Данное утверждение было верным раньше и остается таким по сей день. На страницах романа «И восходит солнце» почти нет следов буржуазной морали. На них открывается мир, цель людей в котором – радовать себя, даже если их поступки не доставляют им удовольствия. У читателя, скованного запретами, он способен вызвать трепет, сравнимый с тем, какой испытывает вуайерист. В мире «Солнца» ответственность, верность и упорядоченность выглядят неказистыми обитателями далекой пуританской страны.

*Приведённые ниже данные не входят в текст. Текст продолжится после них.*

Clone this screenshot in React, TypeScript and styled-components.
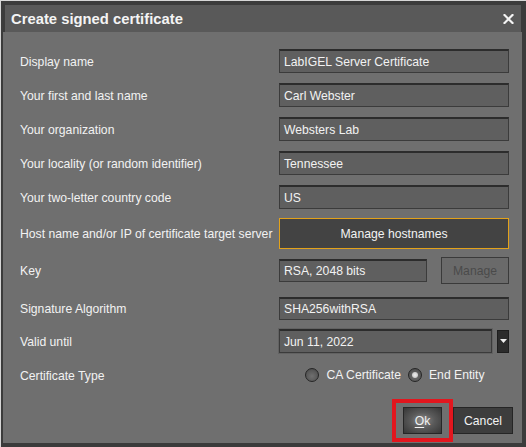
import React from "react";
import styled, { createGlobalStyle, css } from "styled-components";

const Global = createGlobalStyle`
  html, body { margin: 0; padding: 0; background: #3b3b3b; }
  body { font-family: "Liberation Sans", Arial, sans-serif; }
  * { box-sizing: border-box; }
`;

const Window = styled.div`
  width: 526px;
  height: 447px;
  background: #3b3b3b;
  border-top: 1px solid #d6d6d6;
  border-left: 1px solid #d6d6d6;
  padding-top: 4px;
  display: flex;
  flex-direction: column;
`;

const TitleBar = styled.div`
  height: 27px;
  margin: 0 5px 0 4px;
  background: #595959;
  display: flex;
  align-items: center;
  justify-content: space-between;
  padding: 0 7px 0 6px;
`;

const Title = styled.span`
  color: #f4f4f4;
  font-weight: bold;
  font-size: 14.8px;
`;

const CloseBtn = styled.span`
  display: flex;
  width: 11px;
  height: 10px;
  align-items: center;
  justify-content: center;
`;

const Body = styled.div`
  flex: 1;
  margin: 0 4px 4px 2px;
  background: #6f6f6f;
  padding: 17px 13px 0 17px;
  display: flex;
  flex-direction: column;
`;

const Row = styled.div<{ $h: number; $mt?: number }>`
  display: grid;
  grid-template-columns: 259px 230px;
  align-items: center;
  height: ${(p) => p.$h}px;
  margin-top: ${(p) => p.$mt ?? 0}px;
`;

const textBase = css`
  font-family: "Liberation Sans", Arial, sans-serif;
  font-size: 12.2px;
  color: #f2f2f2;
`;

const Label = styled.span`
  ${textBase};
  white-space: nowrap;
  padding-top: 1px;
`;

const Field = styled.div<{ $w?: number; $h?: number }>`
  ${textBase};
  width: ${(p) => (p.$w ? `${p.$w}px` : "100%")};
  height: ${(p) => p.$h ?? 24}px;
  background: #5f5f5f;
  border: 1px solid #3b3b3b;
  border-top: 2px solid #2c2c2c;
  display: flex;
  align-items: center;
  padding-left: 4px;
  white-space: nowrap;
`;

const DateField = styled(Field)`
  box-shadow: 0 0 0 1px #626262;
`;

const HostButton = styled.div`
  ${textBase};
  height: 31px;
  background: #434343;
  border: 1px solid #e3a21a;
  display: flex;
  align-items: center;
  justify-content: center;
`;

const Split = styled.div<{ $gap: number }>`
  display: flex;
  align-items: center;
  justify-content: space-between;
  gap: ${(p) => p.$gap}px;
`;

const DisabledButton = styled.div`
  ${textBase};
  color: #4a4a4a;
  width: 68px;
  height: 27px;
  background: #6a6a6a;
  border: 1px solid #3a3a3a;
  display: flex;
  align-items: center;
  justify-content: center;
`;

const DropButton = styled.div`
  width: 12px;
  height: 23px;
  background: #2c2c2c;
  border: 1px solid #1e1e1e;
  display: flex;
  align-items: center;
  justify-content: center;
`;

const Radios = styled.div`
  display: flex;
  align-items: center;
  justify-content: center;
  gap: 7px;
  padding-left: 2px;
`;

const RadioItem = styled.div`
  display: flex;
  align-items: center;
  gap: 7px;
  ${textBase};
`;

const RadioCircle = styled.span<{ $on?: boolean }>`
  width: 14px;
  height: 14px;
  border-radius: 50%;
  border: 1px solid #262626;
  background: radial-gradient(circle at 50% 60%, #707070 0%, #585858 60%, #3e3e3e 100%);
  display: flex;
  align-items: center;
  justify-content: center;
  &::after {
    content: "";
    display: ${(p) => (p.$on ? "block" : "none")};
    width: 6px;
    height: 6px;
    border-radius: 50%;
    background: radial-gradient(circle, #f0f0f0 0%, #cfcfcf 60%, #9a9a9a 100%);
  }
`;

const Footer = styled.div`
  display: flex;
  justify-content: flex-end;
  margin-top: 14px;
  margin-right: -4px;
`;

const Highlight = styled.div`
  border: 4px solid #e2161e;
  padding: 4px 7px;
`;

const OkButton = styled.div`
  ${textBase};
  width: 39px;
  height: 27px;
  border: 1px solid #262626;
  background: radial-gradient(ellipse at 50% 50%, #8e8e8e 0%, #5a5a5a 45%, #363636 100%);
  display: flex;
  align-items: center;
  justify-content: center;
  u { text-decoration: underline; text-underline-offset: 2px; }
`;

const CancelButton = styled.div`
  ${textBase};
  width: 60px;
  height: 27px;
  margin-top: 8px;
  background: #3d3d3d;
  border: 1px solid #252525;
  display: flex;
  align-items: center;
  justify-content: center;
`;

export default function App() {
  return (
    <>
      <Global />
      <Window>
        <TitleBar>
          <Title>Create signed certificate</Title>
          <CloseBtn>
            <svg width="11" height="10" viewBox="0 0 11 10">
              <path d="M1.5 1 L9.5 9 M9.5 1 L1.5 9" stroke="#f4f4f4" strokeWidth="2.2" strokeLinecap="square" />
            </svg>
          </CloseBtn>
        </TitleBar>
        <Body>
          <Row $h={24}>
            <Label>Display name</Label>
            <Field>LabIGEL Server Certificate</Field>
          </Row>
          <Row $h={24} $mt={10}>
            <Label>Your first and last name</Label>
            <Field>Carl Webster</Field>
          </Row>
          <Row $h={24} $mt={10}>
            <Label>Your organization</Label>
            <Field>Websters Lab</Field>
          </Row>
          <Row $h={24} $mt={10}>
            <Label>Your locality (or random identifier)</Label>
            <Field>Tennessee</Field>
          </Row>
          <Row $h={24} $mt={10}>
            <Label>Your two-letter country code</Label>
            <Field>US</Field>
          </Row>
          <Row $h={31} $mt={9}>
            <Label>Host name and/or IP of certificate target server</Label>
            <HostButton>Manage hostnames</HostButton>
          </Row>
          <Row $h={27} $mt={8}>
            <Label>Key</Label>
            <Split $gap={14}>
              <Field $w={148} $h={23}>RSA, 2048 bits</Field>
              <DisabledButton>Manage</DisabledButton>
            </Split>
          </Row>
          <Row $h={24} $mt={12}>
            <Label>Signature Algorithm</Label>
            <Field $h={23}>SHA256withRSA</Field>
          </Row>
          <Row $h={26} $mt={8}>
            <Label>Valid until</Label>
            <Split $gap={3}>
              <DateField $w={213} $h={24}>Jun 11, 2022</DateField>
              <DropButton>
                <svg width="7" height="4" viewBox="0 0 7 4">
                  <path d="M0 0 H7 L3.5 4 Z" fill="#f0f0f0" />
                </svg>
              </DropButton>
            </Split>
          </Row>
          <Row $h={20} $mt={11}>
            <Label>Certificate Type</Label>
            <Radios>
              <RadioItem>
                <RadioCircle />
                CA Certificate
              </RadioItem>
              <RadioItem>
                <RadioCircle $on />
                End Entity
              </RadioItem>
            </Radios>
          </Row>
          <Footer>
            <Highlight>
              <OkButton>
                <span>
                  <u>O</u>k
                </span>
              </OkButton>
            </Highlight>
            <CancelButton>Cancel</CancelButton>
          </Footer>
        </Body>
      </Window>
    </>
  );
}
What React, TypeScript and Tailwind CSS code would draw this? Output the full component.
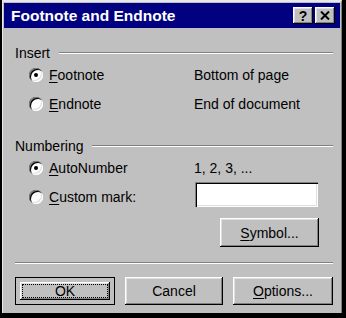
import React from 'react';

const raised =
  'shadow-[inset_-1px_-1px_0_#000,inset_1px_1px_0_#fff,inset_-2px_-2px_0_#808080,inset_2px_2px_0_#dfdfdf]';

const Radio: React.FC<{ checked?: boolean }> = ({ checked }) => (
  <div className="w-[14px] h-[14px] rounded-full bg-white shrink-0 flex items-center justify-center shadow-[inset_1px_1px_0_#808080,inset_2px_2px_0_#000,inset_-1px_-1px_0_#fff,inset_-2px_-2px_0_#dfdfdf]">
    {checked && <div className="w-[4px] h-[4px] rounded-full bg-black" />}
  </div>
);

const Etched: React.FC<{ className?: string }> = ({ className = '' }) => (
  <div className={`h-[2px] border-t border-[#808080] border-b border-b-white ${className}`} />
);

const OptionRow: React.FC<{
  checked?: boolean;
  hot: string;
  rest: string;
  note?: string;
  className?: string;
}> = ({ checked, hot, rest, note, className = '' }) => (
  <div className={`flex items-center h-[20px] ${className}`}>
    <div className="w-[179px] flex items-center gap-[6px] pl-[14px]">
      <Radio checked={checked} />
      <span>
        <u className="underline-offset-2">{hot}</u>
        {rest}
      </span>
    </div>
    {note && <span>{note}</span>}
  </div>
);

const Button: React.FC<{ children: React.ReactNode; isDefault?: boolean; className?: string }> = ({
  children,
  isDefault,
  className = '',
}) => (
  <div
    className={`h-[28px] bg-[#c0c0c0] flex items-center justify-center ${
      isDefault ? 'border border-black p-[4px]' : raised
    } ${className}`}
  >
    {isDefault ? (
      <div className={`w-full h-full flex items-center justify-center ${raised} p-[2px]`}>
        <div className="w-full h-full border border-dotted border-black flex items-center justify-center">
          {children}
        </div>
      </div>
    ) : (
      children
    )}
  </div>
);

export default function App() {
  return (
    <div className="w-[346px] h-[318px] bg-black font-['Liberation_Sans',Arial,sans-serif] text-[14px] leading-[16px] text-black">
      <div className="ml-[2px] w-[340px] h-[313px] bg-[#c0c0c0] border-t-2 border-l border-[#e8e8e8] border-r border-r-[#808080] pl-[1px] pr-[1px] pt-[1px] flex flex-col">
        {/* title bar */}
        <div className="h-[25px] bg-[#000080] flex items-center pl-[7px] pr-[5px]">
          <span className="flex-1 text-white font-bold text-[15.5px] leading-[18px]">Footnote and Endnote</span>
          <div className={`w-[20px] h-[17px] bg-[#c0c0c0] ${raised} flex items-center justify-center font-bold text-[14px] leading-none`}>
            ?
          </div>
          <div className={`ml-[2px] w-[20px] h-[17px] bg-[#c0c0c0] ${raised} flex items-center justify-center`}>
            <svg width="10" height="9" viewBox="0 0 10 9">
              <path d="M1 0.5 L9 8.5 M9 0.5 L1 8.5" stroke="#000" strokeWidth="2" />
            </svg>
          </div>
        </div>

        {/* body */}
        <div className="pl-[11px] w-[329px] flex flex-col">
          <div className="mt-[17px] flex items-center h-[16px] gap-[9px]">
            <span>Insert</span>
            <Etched className="flex-1" />
          </div>
          <OptionRow className="mt-[4px]" checked hot="F" rest="ootnote" note="Bottom of page" />
          <OptionRow className="mt-[9px]" hot="E" rest="ndnote" note="End of document" />

          <div className="mt-[24px] flex items-center h-[16px] gap-[9px]">
            <span>Numbering</span>
            <Etched className="flex-1" />
          </div>
          <OptionRow className="mt-[4px]" checked hot="A" rest="utoNumber" note="1, 2, 3, ..." />

          <div className="mt-[4px] flex items-start h-[25px]">
            <div className="w-[180px] mt-[5px] flex items-center h-[20px] gap-[6px] pl-[14px]">
              <Radio />
              <span>
                <u className="underline-offset-2">C</u>ustom mark:
              </span>
            </div>
            <div className="w-[123px] h-[25px] bg-white shadow-[inset_1px_1px_0_#808080,inset_2px_2px_0_#000,inset_-1px_-1px_0_#fff,inset_-2px_-2px_0_#dfdfdf]" />
          </div>

          <div className="mt-[11px] flex">
            <Button className="ml-[205px] w-[99px] h-[29px]">
              <span>
                <u className="underline-offset-2">S</u>ymbol...
              </span>
            </Button>
          </div>

          <Etched className="mt-[15px]" />

          <div className="mt-[13px] flex gap-[10px]">
            <Button isDefault className="w-[100px]">
              OK
            </Button>
            <Button className="w-[98px]">Cancel</Button>
            <Button className="w-[100px]">
              <span>
                <u className="underline-offset-2">O</u>ptions...
              </span>
            </Button>
          </div>
        </div>
      </div>
    </div>
  );
}
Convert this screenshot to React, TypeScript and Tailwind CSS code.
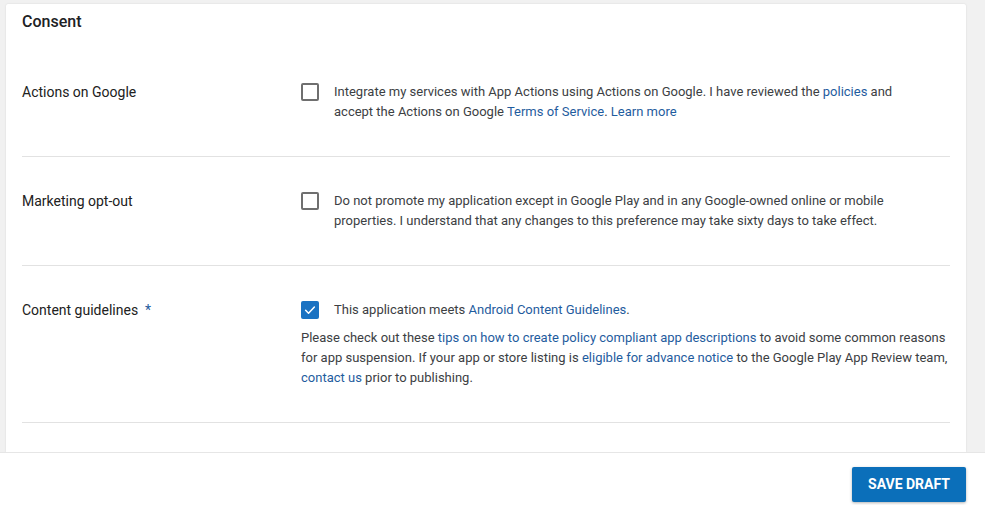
import React from 'react';

const Link = ({ children }: { children: React.ReactNode }) => (
  <a className="text-[#1f5c9e] cursor-pointer">{children}</a>
);

const Box = ({ checked }: { checked?: boolean }) =>
  checked ? (
    <span className="flex h-[18px] w-[18px] shrink-0 items-center justify-center rounded-[2px] bg-[#1a72c2]">
      <svg width="14" height="14" viewBox="0 0 24 24" fill="none" stroke="white" strokeWidth="2.6" strokeLinecap="round" strokeLinejoin="round">
        <path d="M4.5 12.5l5 5L19.5 7" />
      </svg>
    </span>
  ) : (
    <span className="block h-[18px] w-[18px] shrink-0 rounded-[2px] border-2 border-[#6f6f6f]" />
  );

const Row = ({ label, required, checked, children, extra, pad }: any) => (
  <div className={`flex border-b border-[#e2e2e2] ${pad}`}>
    <div className="w-[279px] shrink-0 text-[14px] leading-5 text-[#212121]">
      {label}
      {required && <span className="ml-[7px] text-[#1f5c9e]">*</span>}
    </div>
    <div className="flex-1">
      <div className="flex items-start">
        <div className="mt-px mr-[15px]"><Box checked={checked} /></div>
        <p className="text-[13px] leading-5 text-[#3c4043]">{children}</p>
      </div>
      {extra}
    </div>
  </div>
);

export default function App() {
  return (
    <div className="flex h-[505px] w-[985px] flex-col overflow-hidden bg-[#f1f1f1]" style={{ fontFamily: 'Roboto, "Liberation Sans", sans-serif' }}>
      <div className="flex-1 overflow-hidden pl-[6px] pr-[19px] pt-[4px]">
        <div className="h-full rounded-t-[2px] bg-white pl-4 pr-4 shadow-[0_0_2px_rgba(0,0,0,0.12)]">
          <h2 className="pt-[8px] text-[16px] font-medium leading-5 text-[#202124]">Consent</h2>
          <Row label="Actions on Google" pad="pt-[50px] pb-[34px]">
            Integrate my services with App Actions using Actions on Google. I have reviewed the <Link>policies</Link> and
            <br />
            accept the Actions on Google <Link>Terms of Service</Link>. <Link>Learn more</Link>
          </Row>
          <Row label="Marketing opt-out" pad="pt-[34px] pb-[34px]">
            Do not promote my application except in Google Play and in any Google-owned online or mobile
            <br />
            properties. I understand that any changes to this preference may take sixty days to take effect.
          </Row>
          <Row
            label="Content guidelines"
            required
            checked
            pad="pt-[34px] pb-[34px]"
            extra={
              <p className="mt-2 text-[13px] leading-5 text-[#3c4043]">
                Please check out these <Link>tips on how to create policy compliant app descriptions</Link> to avoid some common reasons
                <br />
                for app suspension. If your app or store listing is <Link>eligible for advance notice</Link> to the Google Play App Review team,
                <br />
                <Link>contact us</Link> prior to publishing.
              </p>
            }
          >
            This application meets <Link>Android Content Guidelines</Link>.
          </Row>
        </div>
      </div>
      <div className="flex h-[53px] shrink-0 justify-end border-t border-[#e6e6e6] bg-white pr-[19px] pt-[14px]">
        <button className="h-[35px] w-[114px] rounded-[2px] bg-[#0b6fba] text-[14px] font-bold text-white shadow-[0_1px_3px_rgba(0,0,0,0.3)]">
          SAVE DRAFT
        </button>
      </div>
    </div>
  );
}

Разумеется, во многом притягательность романа объясняется спецификой эпохи, которая в нем описана, хотя в действительности Париж Хемингуэя мог быть даже более сексуальным и порочным, чем Париж романа «И восходит солнце», а поездки автора в начале 20-х годов в Памплону – гораздо более разнузданными, скандальными и сумбурными, чем в его беллетризованном пересказе. И творческие люди, и тореадоры в равной степени были готовы убивать и быть убитыми, чтобы возвыситься в соответствующей сфере. И в той, и в другой кто-нибудь обязательно должен был выиграть, а кто-нибудь – проиграть. Ведь на карту было поставлено слишком многое, особенно для Хемингуэя. Он знал, чего хочет добиться и кем быть, и никто и ничто не могло встать у него на пути.
Часть I
Глава 1
Париж – тварь
В 1921 году вся Америка только и говорила, что о молодом писателе со Среднего Запада. Он обладал всеми достоинствами нового автора, вызывающего острый интерес: был честолюбивым («Я хочу быть одним из величайших писателей, какие когда-либо жили на свете, а ты?» – однажды сказал он другу), на удивление молодым (свою первую книгу опубликовал, когда ему было 23 года), плодовитым, энергичным и неоднозначным[33]. Все складывалось как нельзя лучше для его издателей: этот человек был создан для того, чтобы стать голосом послевоенного поколения, притом весьма прибыльным. Старшим он внушал тревогу, сверстники обожали его и подражали ему. Социальные ритмы начинающегося десятилетия уже послушно следовали росчерку его пера. Звали этого писателя Ф. Скотт Фицджеральд.